Яркий свет ослепил нас, помещение оказалось гаштетом, местным небольшим баром, доверху набитым немцами, западными немцами! Нашими недавними оппонентами по железному занавесу! Первые несколько минут все, притихнув, рассматривали наши обросшие щетиной рожи, помятую форму и голодные глаза. Мужчина, который нас привел, между тем зашел за стойку и стал наливать что-то прозрачное из большой бутыли в стоящие перед ним 3 высоких стакана. Стаканы стояли на подносе, рядом лежали какие-то навороченные бутерброды. Взяв поднос, бармен подошел к нам.
- Битте! Дринк! Битте, официрен!
Лейтенат берет стакан, нюхает и, не поворачиваясь к нам, говорит - водка, кажись!
Точно, там была водка! Миша шепотом говорит: ну давайте, мужики, им покажем! Только не напиваться!
Не говоря ни слова, мы выпиваем каждый по 250 граммов водки, грохаем стаканы на барную стойку и хватаем бутерброды! Весь бар взрывается аплодисментами и улюлюканьем! Дальше начинается братание! Все хотят с нами познакомиться, выпить и поговорить. Через пару минут все плывет под ногами, я понимаю по-немецки, все немцы понимают по-русски. Это была сильная ночь!
Утром я с трудом отклеил лицо от асфальта. Я лежал прямо на площади, рядом с остатками костра - это жгли те самые ящики, на которых мы сидели. Рядом лежали Салпогаров, Ивахин и с ними в обнимку какой-то немец. Валялись три велосипеда - кажется, катались ночью на велосипедах, что-то такое всплывало в памяти. Кругом бутылки, блевотина, куски хлеба, ящик пива, две полные бутылки водки. Ах, помню, бармен подарил нам ящик пива и потом еще вынес водки! Лейтенант еще отказывался, мы с Ивахиным его еле-еле уговорили: неудобно, говорим, отказываться, Миш, мы не должны ударить в грязь лицом, пусть дарят! Уговорили, или Миша просто вырубился. Ивахин рылся по карманам спящего немца, какой же козел, да он и в армию попал, чтобы не сесть там за что-то.

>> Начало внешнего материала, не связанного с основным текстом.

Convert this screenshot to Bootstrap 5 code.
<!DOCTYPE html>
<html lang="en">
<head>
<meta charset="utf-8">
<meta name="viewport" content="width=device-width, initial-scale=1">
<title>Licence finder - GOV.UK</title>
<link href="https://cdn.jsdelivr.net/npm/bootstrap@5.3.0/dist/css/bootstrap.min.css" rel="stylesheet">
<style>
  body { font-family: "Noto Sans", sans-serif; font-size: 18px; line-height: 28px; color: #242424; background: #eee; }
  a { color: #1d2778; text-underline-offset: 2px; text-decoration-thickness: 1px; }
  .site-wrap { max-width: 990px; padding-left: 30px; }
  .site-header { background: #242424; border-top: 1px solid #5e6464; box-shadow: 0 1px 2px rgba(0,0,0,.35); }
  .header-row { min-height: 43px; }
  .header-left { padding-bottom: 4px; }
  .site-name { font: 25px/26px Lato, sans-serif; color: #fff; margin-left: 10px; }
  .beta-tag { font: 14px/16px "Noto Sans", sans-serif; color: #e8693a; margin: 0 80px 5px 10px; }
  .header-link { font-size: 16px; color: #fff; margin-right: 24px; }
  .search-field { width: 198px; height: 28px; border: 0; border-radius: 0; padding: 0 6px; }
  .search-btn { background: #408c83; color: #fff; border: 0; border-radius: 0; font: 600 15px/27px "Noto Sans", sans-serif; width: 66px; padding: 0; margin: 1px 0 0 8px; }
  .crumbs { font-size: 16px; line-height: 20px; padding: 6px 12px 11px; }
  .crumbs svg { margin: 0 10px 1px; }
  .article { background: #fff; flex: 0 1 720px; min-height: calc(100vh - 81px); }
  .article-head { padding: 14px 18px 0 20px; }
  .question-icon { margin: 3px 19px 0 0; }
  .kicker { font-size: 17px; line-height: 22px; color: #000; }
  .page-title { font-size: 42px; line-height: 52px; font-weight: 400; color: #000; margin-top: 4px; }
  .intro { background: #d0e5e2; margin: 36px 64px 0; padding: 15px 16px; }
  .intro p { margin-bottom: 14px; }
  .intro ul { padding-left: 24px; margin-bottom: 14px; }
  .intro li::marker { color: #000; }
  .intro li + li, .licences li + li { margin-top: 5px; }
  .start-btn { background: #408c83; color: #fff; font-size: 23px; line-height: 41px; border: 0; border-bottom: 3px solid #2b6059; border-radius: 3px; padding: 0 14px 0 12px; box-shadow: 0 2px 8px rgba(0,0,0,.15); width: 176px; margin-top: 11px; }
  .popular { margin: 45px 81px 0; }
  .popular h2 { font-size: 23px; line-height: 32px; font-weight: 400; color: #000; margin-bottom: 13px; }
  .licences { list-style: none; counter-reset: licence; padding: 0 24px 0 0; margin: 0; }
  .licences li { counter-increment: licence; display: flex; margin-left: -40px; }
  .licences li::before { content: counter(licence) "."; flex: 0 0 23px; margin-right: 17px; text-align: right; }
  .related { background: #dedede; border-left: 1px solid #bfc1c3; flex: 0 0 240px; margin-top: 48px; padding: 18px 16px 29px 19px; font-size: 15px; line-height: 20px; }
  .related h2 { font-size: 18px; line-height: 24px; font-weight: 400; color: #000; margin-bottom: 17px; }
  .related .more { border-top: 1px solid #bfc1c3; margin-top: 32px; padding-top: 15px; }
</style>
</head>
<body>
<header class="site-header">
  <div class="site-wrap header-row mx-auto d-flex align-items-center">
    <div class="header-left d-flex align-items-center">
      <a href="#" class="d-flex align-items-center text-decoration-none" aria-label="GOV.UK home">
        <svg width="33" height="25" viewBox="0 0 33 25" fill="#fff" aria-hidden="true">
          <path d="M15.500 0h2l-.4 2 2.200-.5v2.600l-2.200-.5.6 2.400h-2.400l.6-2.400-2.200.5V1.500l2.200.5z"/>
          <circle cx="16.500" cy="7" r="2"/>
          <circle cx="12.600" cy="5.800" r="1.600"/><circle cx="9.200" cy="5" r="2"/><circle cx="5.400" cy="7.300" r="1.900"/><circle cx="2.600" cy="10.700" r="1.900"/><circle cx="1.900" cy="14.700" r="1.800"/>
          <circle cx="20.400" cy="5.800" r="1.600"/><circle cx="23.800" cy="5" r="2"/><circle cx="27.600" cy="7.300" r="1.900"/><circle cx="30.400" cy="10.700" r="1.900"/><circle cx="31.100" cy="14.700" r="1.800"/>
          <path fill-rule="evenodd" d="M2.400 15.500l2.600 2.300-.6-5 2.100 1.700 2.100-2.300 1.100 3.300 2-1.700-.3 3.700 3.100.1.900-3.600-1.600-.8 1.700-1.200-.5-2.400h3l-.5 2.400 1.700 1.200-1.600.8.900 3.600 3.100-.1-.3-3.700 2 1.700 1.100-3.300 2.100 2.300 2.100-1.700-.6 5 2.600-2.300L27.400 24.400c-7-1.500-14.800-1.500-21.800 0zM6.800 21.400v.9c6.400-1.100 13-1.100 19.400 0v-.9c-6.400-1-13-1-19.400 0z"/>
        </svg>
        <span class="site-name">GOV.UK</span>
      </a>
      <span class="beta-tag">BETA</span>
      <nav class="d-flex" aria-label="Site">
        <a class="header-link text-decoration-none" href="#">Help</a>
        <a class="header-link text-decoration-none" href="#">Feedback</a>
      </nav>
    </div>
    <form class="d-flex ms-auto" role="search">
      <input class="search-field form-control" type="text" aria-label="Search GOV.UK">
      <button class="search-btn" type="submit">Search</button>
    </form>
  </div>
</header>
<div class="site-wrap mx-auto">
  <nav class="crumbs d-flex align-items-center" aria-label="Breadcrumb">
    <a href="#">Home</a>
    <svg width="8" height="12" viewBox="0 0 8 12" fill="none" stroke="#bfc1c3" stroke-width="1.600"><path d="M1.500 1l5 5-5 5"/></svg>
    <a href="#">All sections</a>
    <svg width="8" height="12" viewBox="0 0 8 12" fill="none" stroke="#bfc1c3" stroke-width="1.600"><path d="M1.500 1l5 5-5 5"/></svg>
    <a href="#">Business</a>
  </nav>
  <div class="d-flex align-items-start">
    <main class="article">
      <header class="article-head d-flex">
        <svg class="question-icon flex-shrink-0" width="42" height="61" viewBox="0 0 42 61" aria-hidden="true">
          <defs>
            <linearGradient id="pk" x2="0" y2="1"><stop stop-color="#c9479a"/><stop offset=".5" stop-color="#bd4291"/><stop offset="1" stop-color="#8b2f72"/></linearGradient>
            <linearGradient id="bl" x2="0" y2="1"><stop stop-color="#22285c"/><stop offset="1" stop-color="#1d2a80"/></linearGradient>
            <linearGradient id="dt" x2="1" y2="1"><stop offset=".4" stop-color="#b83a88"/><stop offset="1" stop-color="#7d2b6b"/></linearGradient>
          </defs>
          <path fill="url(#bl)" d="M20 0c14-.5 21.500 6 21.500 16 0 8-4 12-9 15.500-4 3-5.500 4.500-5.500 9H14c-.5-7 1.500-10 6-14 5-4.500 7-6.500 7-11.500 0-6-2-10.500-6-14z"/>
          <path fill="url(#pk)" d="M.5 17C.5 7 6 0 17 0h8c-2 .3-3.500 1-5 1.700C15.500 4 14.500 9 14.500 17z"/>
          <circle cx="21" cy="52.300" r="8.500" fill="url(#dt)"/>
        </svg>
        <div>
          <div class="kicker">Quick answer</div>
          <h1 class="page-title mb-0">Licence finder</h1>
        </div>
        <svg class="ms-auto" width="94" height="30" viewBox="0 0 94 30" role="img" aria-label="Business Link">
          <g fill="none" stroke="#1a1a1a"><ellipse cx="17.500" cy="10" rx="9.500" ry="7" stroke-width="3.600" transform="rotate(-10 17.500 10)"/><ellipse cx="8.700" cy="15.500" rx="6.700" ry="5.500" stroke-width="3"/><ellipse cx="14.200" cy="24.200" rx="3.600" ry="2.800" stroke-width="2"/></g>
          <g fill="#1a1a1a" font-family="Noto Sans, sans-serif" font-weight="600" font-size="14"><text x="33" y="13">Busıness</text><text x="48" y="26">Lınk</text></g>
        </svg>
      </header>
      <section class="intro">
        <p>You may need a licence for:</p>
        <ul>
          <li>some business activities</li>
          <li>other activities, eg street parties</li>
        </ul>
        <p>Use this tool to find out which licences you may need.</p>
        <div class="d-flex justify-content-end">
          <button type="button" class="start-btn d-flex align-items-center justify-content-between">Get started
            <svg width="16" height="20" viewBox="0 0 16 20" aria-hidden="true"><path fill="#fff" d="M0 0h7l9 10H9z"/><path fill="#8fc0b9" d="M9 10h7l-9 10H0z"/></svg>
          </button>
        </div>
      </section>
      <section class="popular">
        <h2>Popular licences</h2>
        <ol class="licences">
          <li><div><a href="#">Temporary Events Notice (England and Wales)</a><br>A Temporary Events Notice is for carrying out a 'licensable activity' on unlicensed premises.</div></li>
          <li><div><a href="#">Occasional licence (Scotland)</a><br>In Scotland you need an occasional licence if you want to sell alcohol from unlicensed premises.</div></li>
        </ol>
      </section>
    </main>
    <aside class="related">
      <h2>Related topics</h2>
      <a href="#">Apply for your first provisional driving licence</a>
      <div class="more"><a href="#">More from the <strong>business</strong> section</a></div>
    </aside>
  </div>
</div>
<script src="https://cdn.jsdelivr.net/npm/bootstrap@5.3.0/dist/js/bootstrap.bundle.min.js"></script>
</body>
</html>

Пили мы там дня три, весь город споили, а потом за нами приехал грузовик, и нас сняли с вахты. Того восточного бегуна-дезертира мы не поймали. Почему-то запомнилось, как я пошел пить воду с утра из крана на улице.

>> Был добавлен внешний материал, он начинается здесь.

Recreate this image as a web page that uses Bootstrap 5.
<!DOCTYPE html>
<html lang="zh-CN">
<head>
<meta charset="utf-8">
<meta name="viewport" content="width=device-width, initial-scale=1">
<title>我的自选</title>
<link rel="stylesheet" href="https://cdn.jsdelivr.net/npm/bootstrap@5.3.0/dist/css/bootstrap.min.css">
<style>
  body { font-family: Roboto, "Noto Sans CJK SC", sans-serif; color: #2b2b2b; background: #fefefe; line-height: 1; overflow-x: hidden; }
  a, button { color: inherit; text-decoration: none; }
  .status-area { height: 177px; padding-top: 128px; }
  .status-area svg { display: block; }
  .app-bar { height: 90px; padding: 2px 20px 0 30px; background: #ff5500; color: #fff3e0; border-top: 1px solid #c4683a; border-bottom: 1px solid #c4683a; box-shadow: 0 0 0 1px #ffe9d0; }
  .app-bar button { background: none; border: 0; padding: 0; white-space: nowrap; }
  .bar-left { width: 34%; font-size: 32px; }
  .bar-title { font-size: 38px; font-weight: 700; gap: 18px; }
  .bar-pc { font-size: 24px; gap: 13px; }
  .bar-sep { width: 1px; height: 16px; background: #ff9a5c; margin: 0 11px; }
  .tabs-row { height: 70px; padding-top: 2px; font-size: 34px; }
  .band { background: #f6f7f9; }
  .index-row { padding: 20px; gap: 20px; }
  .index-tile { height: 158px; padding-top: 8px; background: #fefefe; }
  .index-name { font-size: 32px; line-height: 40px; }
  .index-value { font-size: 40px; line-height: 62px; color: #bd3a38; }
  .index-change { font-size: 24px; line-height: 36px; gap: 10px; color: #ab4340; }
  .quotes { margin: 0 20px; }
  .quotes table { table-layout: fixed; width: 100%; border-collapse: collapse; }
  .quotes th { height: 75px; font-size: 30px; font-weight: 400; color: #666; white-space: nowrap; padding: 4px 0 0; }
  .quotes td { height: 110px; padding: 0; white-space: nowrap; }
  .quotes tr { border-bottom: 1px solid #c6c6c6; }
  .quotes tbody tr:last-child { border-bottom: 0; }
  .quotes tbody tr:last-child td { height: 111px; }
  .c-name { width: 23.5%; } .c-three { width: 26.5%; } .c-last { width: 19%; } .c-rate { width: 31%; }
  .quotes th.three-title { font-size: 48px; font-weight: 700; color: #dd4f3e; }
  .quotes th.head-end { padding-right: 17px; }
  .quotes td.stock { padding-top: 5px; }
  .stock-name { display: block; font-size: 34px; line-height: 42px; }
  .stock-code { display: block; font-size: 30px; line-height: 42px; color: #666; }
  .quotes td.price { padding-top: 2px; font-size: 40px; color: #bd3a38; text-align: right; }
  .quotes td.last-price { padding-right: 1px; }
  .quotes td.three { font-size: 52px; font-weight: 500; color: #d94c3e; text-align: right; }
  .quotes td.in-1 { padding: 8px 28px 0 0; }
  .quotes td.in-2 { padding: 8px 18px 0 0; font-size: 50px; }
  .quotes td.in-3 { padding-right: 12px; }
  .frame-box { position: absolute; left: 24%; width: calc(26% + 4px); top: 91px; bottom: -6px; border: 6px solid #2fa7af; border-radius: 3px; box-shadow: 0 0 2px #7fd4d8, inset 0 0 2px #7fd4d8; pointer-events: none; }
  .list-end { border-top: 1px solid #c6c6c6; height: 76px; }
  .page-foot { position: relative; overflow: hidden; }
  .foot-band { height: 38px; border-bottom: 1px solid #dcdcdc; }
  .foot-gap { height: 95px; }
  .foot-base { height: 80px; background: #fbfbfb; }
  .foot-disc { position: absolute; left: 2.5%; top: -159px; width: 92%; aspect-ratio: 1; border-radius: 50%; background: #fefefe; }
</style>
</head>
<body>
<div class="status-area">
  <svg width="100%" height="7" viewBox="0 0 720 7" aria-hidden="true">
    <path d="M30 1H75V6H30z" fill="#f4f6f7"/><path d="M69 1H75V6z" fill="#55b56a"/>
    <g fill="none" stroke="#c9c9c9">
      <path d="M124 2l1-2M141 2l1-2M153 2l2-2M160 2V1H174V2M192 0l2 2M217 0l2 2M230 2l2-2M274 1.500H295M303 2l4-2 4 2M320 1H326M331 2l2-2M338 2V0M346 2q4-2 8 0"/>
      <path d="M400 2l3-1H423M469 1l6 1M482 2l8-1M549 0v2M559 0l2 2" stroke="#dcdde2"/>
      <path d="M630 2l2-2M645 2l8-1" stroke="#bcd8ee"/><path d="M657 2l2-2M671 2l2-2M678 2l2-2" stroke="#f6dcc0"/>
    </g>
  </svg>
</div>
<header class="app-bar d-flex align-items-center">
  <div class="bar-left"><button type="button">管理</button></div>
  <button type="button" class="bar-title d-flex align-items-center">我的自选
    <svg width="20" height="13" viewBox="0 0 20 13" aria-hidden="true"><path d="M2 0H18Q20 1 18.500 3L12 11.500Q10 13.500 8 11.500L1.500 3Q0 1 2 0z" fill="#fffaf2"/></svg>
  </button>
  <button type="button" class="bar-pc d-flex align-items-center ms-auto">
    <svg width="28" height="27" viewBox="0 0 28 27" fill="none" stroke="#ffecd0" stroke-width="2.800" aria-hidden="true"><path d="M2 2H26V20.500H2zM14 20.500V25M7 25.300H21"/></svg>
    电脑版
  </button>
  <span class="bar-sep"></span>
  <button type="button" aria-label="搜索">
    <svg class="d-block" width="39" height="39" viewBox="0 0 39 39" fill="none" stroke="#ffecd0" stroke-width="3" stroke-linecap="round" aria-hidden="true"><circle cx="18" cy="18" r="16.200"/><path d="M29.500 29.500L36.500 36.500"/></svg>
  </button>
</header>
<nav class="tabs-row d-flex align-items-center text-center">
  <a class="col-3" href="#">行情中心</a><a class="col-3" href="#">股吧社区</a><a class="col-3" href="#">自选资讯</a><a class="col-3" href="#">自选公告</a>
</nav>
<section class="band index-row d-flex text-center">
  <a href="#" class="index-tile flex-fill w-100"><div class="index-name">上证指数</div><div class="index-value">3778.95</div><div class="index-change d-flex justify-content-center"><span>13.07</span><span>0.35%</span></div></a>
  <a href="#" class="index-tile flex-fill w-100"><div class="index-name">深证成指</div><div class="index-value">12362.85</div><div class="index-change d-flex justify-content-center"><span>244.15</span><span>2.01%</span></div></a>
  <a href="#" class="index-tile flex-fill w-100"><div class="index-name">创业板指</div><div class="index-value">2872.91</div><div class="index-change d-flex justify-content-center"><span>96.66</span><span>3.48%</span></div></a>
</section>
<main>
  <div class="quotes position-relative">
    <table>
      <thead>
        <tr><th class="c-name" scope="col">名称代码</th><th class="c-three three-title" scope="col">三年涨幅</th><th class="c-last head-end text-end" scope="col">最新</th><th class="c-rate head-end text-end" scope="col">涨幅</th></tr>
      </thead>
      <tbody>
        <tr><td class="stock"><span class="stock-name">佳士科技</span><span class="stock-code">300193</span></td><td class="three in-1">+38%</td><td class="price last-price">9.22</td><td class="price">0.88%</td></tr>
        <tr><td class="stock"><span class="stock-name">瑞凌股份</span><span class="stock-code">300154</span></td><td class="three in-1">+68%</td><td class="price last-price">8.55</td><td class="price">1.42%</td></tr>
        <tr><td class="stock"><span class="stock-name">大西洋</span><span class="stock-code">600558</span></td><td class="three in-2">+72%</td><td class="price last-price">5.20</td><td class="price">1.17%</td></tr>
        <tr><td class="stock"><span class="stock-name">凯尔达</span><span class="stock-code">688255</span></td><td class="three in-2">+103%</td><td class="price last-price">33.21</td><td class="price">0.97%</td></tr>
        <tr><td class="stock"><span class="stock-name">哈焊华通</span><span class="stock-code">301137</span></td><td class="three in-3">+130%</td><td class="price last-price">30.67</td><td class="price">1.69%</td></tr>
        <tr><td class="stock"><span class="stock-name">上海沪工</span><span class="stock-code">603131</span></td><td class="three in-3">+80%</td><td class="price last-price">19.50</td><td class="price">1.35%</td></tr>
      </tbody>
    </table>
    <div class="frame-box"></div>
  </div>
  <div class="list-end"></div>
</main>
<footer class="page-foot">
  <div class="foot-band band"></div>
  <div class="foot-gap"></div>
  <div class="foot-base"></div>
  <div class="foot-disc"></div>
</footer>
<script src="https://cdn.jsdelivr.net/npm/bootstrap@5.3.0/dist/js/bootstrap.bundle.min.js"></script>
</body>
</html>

Пью, напиться не могу, сушняк страшный после перепоя, и тут ко мне подходит тот самый немец, которого Ивахин нагрел на бумажник, и говорит: 'Дас ист крант!' И что-то еще и еще, а я его отчетливо понимаю, будто он на русском говорит: вода, мол, плохая, её нельзя пить! 'Да ладно, - смеюсь, - ты нашу воду не пил, которая в казармах у нас течет'. Он, кстати, искал свой бумажник - вот, говорит, потерял кошелек, дурень такой. И улыбка у него при этом такая глупо-виноватая:
Эх, Ивахин, ублюдок ты сраный:
ded2008 25-11-2015 21:21

ГСВГ. На марше от колонны отстала машина связи на базе ЗиЛ 131 с кунгом и релейной станцией Р-409. что-то у них там случилось мелкая поломка. Отстали на 3 часа. Решили догнать коротким путем, где надо было пересечь ж.д. переезд, естественно без шлагбаума. И когда пытались рельсы переехать, у них опять какая-то фигня случилась и машина так и осталась. Ну и как и должно было случиться шел поезд. Машинист не понял, что они заглохли (ну не укладывалось в немецком мозгу, что можно вот так машину поставить на переезде перед поездом), гудел, гудел, и тормозить начал, когда уже до него дошло. Короче в результате метров 30 протащил этого ЗиЛа по путям. Жертв не было, навернулась релейная станция, и ЗиЛа помял конкретно. Машинист, естественно не виноват. Но это только начало, через неделю в другой советской в/ч на территории ГДР, наши ребята чего-то отмечали, им оказалось мало и они поехали на БТР менять кильку в томатном соусе (у немцев такие консервы не делали, но они им они очень нравились) на местный шнапс. Ну и когда возвращались на БТР, а это уже было темно, то заблудились, увидели что едет какая-то машина и наверное там дорога. Это и правда была дорога, только железная и по ней перегоняли дизель со станции на станцию без вагонов. Короче в результате советский БТР свалил дизель с путей, переехал через него и встрял носом в землю. Опять без жертв, но с травмами. Так вот на следующее утро немецкие газеты вышли с заголовком "Месть русских", где на полном серьезе описывалось как русские выследили немецкий дизель и отомстили за ЗиЛа.